▶ [Data shown]:
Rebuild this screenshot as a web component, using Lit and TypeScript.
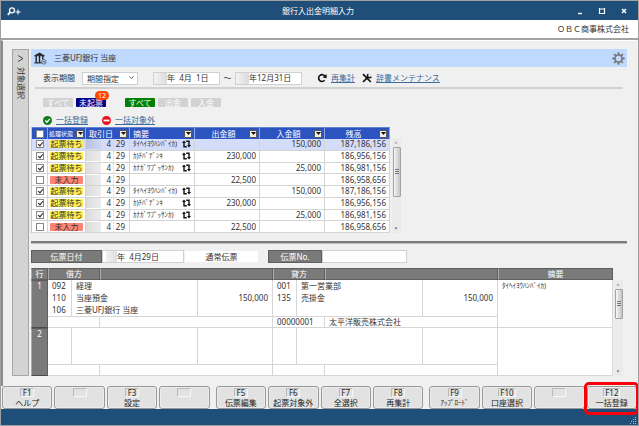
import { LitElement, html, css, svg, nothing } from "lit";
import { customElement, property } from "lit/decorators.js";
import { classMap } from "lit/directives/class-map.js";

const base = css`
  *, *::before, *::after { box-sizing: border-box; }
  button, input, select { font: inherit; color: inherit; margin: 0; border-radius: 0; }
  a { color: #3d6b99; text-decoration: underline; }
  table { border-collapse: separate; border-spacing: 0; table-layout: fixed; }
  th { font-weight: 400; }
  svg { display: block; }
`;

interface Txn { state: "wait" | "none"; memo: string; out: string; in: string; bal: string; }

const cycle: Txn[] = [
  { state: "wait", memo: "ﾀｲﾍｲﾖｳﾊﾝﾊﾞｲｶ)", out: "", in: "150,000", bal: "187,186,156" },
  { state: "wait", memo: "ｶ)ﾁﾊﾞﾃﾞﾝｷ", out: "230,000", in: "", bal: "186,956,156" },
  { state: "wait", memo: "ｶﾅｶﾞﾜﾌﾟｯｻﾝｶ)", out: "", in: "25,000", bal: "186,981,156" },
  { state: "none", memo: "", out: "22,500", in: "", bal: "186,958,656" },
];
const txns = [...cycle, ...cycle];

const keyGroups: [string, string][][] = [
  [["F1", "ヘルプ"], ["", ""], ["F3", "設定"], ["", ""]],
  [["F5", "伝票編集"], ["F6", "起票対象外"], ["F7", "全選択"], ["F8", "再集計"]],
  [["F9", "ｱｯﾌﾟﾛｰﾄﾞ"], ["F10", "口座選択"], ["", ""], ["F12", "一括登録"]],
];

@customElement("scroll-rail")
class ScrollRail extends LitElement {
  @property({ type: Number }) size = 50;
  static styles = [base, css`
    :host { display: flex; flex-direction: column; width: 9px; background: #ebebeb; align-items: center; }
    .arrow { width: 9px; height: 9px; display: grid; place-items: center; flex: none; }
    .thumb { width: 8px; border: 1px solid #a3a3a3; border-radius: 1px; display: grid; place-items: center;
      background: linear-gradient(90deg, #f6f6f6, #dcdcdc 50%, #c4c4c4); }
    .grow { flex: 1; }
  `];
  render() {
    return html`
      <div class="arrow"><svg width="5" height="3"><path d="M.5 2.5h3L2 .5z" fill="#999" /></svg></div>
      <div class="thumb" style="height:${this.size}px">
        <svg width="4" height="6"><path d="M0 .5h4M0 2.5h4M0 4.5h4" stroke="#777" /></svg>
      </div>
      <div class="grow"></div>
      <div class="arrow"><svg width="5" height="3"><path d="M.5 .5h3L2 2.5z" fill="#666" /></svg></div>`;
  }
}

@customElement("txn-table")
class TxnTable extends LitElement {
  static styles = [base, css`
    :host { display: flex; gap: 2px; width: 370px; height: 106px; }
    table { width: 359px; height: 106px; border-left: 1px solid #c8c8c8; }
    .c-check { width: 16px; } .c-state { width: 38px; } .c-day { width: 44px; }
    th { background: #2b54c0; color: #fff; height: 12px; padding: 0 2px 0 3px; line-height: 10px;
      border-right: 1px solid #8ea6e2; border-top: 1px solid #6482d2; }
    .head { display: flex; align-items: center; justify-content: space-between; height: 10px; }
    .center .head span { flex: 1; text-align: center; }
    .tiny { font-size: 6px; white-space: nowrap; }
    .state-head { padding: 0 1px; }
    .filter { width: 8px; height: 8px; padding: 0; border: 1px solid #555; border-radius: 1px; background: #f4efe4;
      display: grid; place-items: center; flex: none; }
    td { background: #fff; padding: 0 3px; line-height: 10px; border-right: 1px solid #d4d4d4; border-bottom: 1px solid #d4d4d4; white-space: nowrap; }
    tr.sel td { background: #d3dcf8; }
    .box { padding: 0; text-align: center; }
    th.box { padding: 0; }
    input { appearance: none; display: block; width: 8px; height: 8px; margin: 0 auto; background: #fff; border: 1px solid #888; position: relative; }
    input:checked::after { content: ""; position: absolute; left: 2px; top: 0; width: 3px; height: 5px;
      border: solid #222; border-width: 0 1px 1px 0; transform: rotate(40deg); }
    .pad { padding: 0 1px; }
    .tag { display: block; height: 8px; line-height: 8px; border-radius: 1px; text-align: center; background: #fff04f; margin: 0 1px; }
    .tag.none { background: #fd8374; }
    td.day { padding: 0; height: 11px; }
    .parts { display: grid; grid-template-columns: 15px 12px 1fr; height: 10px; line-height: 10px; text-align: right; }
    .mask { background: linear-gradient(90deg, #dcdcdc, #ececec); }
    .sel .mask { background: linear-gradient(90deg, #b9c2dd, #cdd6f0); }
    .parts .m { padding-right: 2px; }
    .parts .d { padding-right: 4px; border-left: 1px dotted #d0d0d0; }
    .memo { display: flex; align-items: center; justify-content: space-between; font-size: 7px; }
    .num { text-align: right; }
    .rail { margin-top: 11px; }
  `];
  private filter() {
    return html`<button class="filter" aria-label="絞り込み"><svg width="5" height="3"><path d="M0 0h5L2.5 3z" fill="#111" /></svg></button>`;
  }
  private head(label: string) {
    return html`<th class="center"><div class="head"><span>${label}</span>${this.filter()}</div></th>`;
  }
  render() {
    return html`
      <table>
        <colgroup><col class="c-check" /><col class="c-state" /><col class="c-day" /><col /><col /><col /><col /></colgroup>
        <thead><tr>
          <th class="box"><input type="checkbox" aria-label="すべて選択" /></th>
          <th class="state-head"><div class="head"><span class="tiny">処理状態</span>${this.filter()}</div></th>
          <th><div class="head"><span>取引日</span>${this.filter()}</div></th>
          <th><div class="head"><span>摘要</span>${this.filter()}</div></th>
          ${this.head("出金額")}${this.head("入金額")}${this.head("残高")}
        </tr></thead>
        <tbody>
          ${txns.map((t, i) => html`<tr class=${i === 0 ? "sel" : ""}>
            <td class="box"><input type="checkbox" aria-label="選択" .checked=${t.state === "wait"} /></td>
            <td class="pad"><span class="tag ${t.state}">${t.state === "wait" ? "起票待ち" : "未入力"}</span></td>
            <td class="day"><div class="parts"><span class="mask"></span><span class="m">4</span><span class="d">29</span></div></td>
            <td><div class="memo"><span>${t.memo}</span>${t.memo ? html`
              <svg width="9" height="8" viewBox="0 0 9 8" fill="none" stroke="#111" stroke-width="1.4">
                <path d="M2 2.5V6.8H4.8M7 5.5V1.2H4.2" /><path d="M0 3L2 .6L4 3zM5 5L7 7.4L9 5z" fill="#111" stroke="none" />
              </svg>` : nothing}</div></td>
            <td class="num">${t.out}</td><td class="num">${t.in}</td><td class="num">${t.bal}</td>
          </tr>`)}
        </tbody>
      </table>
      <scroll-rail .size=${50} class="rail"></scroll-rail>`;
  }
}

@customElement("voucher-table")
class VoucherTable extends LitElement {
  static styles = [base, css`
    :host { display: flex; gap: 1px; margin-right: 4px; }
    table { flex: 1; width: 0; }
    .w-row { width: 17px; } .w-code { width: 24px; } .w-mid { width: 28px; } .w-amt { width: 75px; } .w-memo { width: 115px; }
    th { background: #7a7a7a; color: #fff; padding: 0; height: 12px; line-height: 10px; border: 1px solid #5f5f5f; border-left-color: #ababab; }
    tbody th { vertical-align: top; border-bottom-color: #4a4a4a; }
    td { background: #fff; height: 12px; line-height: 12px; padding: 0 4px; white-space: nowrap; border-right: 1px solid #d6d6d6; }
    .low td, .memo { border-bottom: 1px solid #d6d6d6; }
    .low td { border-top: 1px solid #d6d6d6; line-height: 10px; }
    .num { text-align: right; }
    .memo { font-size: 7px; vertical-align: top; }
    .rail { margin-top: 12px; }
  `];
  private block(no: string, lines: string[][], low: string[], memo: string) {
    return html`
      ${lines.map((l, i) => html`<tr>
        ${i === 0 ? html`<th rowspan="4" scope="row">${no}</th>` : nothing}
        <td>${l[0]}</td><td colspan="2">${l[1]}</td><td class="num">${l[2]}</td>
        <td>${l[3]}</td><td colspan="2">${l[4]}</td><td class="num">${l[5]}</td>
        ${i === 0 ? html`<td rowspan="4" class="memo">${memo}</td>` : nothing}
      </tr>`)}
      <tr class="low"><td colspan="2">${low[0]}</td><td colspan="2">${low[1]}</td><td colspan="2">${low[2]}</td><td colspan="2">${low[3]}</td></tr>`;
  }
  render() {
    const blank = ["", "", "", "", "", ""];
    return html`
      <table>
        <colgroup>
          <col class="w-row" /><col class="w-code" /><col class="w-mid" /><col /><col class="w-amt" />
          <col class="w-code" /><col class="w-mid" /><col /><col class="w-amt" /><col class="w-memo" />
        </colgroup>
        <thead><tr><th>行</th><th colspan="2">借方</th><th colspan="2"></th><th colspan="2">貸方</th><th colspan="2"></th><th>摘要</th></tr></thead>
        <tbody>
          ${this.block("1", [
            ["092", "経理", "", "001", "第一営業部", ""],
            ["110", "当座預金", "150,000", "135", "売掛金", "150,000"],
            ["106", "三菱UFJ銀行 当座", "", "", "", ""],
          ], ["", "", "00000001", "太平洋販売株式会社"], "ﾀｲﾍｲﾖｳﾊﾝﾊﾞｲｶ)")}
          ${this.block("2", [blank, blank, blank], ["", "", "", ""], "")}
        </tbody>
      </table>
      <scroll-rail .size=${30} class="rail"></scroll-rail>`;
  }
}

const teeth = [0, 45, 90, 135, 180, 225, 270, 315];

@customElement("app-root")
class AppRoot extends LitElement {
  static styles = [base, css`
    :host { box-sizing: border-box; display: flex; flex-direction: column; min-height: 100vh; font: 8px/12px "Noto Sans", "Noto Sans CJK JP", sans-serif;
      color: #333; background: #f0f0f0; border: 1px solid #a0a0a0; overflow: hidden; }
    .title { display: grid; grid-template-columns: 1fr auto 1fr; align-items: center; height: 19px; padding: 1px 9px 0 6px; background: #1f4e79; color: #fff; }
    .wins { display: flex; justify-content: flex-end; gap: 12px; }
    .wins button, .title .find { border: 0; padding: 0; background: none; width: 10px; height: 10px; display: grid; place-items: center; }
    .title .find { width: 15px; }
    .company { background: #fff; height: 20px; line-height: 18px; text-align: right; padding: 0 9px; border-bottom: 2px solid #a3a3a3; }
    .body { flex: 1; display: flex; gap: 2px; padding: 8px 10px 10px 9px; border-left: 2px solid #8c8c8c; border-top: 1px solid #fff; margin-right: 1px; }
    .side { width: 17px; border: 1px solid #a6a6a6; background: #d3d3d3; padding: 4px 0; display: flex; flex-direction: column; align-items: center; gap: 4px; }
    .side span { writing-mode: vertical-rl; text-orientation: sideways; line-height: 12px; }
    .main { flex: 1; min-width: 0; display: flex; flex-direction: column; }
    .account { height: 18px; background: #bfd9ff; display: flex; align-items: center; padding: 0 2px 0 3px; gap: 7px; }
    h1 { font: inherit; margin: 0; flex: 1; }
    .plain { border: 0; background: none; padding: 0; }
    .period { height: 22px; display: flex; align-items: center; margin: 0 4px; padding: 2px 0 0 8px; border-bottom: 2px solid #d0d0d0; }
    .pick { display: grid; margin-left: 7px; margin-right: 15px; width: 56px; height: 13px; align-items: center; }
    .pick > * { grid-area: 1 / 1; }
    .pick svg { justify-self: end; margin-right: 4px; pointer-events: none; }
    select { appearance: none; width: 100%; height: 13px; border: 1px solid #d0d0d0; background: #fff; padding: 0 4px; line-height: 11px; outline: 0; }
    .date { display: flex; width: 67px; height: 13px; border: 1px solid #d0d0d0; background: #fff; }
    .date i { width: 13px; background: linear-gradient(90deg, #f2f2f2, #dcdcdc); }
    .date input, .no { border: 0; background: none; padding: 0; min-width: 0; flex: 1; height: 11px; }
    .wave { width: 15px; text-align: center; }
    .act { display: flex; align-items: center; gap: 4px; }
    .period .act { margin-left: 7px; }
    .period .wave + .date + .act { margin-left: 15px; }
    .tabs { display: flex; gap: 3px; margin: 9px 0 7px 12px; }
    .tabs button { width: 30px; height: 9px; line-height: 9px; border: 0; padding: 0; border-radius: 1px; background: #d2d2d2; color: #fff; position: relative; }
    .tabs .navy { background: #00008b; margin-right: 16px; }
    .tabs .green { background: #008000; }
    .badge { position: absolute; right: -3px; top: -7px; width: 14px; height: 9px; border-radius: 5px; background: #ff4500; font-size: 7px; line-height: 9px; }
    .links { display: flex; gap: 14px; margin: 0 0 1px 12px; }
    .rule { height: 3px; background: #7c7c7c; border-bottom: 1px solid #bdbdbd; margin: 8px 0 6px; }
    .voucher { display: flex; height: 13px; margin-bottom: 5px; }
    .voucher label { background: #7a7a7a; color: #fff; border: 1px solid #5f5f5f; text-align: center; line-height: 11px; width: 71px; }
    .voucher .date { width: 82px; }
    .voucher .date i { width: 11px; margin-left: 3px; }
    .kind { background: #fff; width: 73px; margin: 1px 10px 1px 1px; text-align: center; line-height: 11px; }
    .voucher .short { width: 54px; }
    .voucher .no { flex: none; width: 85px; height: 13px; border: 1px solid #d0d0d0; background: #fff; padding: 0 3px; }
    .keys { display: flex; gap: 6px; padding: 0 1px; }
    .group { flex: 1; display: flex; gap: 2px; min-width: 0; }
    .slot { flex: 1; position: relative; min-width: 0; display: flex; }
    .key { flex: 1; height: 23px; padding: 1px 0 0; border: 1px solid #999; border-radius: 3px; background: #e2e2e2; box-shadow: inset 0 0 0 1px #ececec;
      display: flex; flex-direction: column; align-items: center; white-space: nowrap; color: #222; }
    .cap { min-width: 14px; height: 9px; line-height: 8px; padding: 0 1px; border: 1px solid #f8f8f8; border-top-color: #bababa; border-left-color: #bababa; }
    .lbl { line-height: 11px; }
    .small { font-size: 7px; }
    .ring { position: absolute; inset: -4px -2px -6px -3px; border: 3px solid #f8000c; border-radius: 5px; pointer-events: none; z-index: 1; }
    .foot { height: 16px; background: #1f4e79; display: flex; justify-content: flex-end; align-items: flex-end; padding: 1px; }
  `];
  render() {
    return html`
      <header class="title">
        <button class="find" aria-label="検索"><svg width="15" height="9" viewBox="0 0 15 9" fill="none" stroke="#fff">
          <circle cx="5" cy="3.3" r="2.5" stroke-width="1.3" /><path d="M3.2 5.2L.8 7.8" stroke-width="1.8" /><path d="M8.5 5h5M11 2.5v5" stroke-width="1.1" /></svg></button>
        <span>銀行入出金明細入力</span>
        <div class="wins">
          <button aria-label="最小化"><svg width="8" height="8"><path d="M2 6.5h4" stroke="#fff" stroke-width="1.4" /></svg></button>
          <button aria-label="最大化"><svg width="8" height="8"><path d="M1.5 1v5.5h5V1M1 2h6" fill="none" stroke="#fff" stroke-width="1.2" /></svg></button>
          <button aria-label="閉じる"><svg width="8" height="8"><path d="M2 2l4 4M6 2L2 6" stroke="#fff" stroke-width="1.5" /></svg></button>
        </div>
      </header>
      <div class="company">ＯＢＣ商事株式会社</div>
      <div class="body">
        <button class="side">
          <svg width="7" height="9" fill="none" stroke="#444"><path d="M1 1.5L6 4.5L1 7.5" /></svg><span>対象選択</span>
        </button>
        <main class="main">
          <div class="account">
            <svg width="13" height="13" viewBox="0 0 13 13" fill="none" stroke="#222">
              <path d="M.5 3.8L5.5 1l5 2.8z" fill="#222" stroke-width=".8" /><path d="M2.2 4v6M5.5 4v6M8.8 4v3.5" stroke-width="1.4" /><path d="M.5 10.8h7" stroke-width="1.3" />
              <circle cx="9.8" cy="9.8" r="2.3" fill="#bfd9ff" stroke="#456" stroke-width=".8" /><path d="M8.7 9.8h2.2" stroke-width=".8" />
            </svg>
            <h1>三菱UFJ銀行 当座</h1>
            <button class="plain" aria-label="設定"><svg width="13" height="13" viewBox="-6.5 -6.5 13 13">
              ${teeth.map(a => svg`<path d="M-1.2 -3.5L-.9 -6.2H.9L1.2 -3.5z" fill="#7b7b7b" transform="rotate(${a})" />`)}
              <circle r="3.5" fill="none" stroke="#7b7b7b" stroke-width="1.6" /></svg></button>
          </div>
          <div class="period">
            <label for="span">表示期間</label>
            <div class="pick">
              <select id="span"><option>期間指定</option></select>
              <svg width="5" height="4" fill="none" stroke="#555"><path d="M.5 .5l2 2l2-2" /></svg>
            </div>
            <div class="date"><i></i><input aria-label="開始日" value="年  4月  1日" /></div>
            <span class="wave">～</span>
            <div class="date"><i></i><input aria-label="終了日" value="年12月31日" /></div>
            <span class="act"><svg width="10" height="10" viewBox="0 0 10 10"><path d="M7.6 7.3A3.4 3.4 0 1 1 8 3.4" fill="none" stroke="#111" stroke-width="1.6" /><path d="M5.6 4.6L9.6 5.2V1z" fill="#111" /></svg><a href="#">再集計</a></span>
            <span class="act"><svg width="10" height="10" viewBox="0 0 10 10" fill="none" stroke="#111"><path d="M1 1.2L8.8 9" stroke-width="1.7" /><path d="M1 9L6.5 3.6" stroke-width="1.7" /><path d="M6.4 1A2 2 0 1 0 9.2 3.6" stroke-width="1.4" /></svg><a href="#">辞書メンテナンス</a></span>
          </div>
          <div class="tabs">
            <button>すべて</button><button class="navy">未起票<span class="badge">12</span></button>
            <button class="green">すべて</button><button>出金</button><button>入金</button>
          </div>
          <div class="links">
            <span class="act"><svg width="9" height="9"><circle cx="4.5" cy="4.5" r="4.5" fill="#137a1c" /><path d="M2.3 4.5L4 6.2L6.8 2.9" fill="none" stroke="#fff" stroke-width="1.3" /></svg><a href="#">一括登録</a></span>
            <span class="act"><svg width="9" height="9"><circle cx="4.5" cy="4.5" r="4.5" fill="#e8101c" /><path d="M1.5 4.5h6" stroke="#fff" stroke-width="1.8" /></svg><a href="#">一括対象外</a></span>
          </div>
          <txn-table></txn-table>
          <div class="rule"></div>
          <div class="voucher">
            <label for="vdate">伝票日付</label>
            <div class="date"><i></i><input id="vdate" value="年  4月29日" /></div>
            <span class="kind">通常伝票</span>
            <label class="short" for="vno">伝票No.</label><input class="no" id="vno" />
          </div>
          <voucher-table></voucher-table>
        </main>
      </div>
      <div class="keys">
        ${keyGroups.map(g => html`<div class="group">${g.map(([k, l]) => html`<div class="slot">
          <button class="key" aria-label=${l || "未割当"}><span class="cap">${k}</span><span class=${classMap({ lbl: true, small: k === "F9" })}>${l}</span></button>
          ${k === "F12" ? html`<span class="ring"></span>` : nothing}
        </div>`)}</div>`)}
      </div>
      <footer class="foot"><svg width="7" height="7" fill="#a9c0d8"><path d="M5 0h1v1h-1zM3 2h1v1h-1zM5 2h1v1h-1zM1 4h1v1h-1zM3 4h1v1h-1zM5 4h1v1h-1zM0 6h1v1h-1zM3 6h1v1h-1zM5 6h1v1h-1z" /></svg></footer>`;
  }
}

▶ [Task prompt]:
Copy out each line of the listing that holds "this".

▶ [Full solution]:
Rebuild this screenshot as a web component, using Lit and TypeScript.
      <div class="thumb" style="height:${this.size}px">
    return html`<th class="center"><div class="head"><span>${label}</span>${this.filter()}</div></th>`;
          <th class="state-head"><div class="head"><span class="tiny">処理状態</span>${this.filter()}</div></th>
          <th><div class="head"><span>取引日</span>${this.filter()}</div></th>
          <th><div class="head"><span>摘要</span>${this.filter()}</div></th>
          ${this.head("出金額")}${this.head("入金額")}${this.head("残高")}
          ${this.block("1", [
          ${this.block("2", [blank, blank, blank], ["", "", "", ""], "")}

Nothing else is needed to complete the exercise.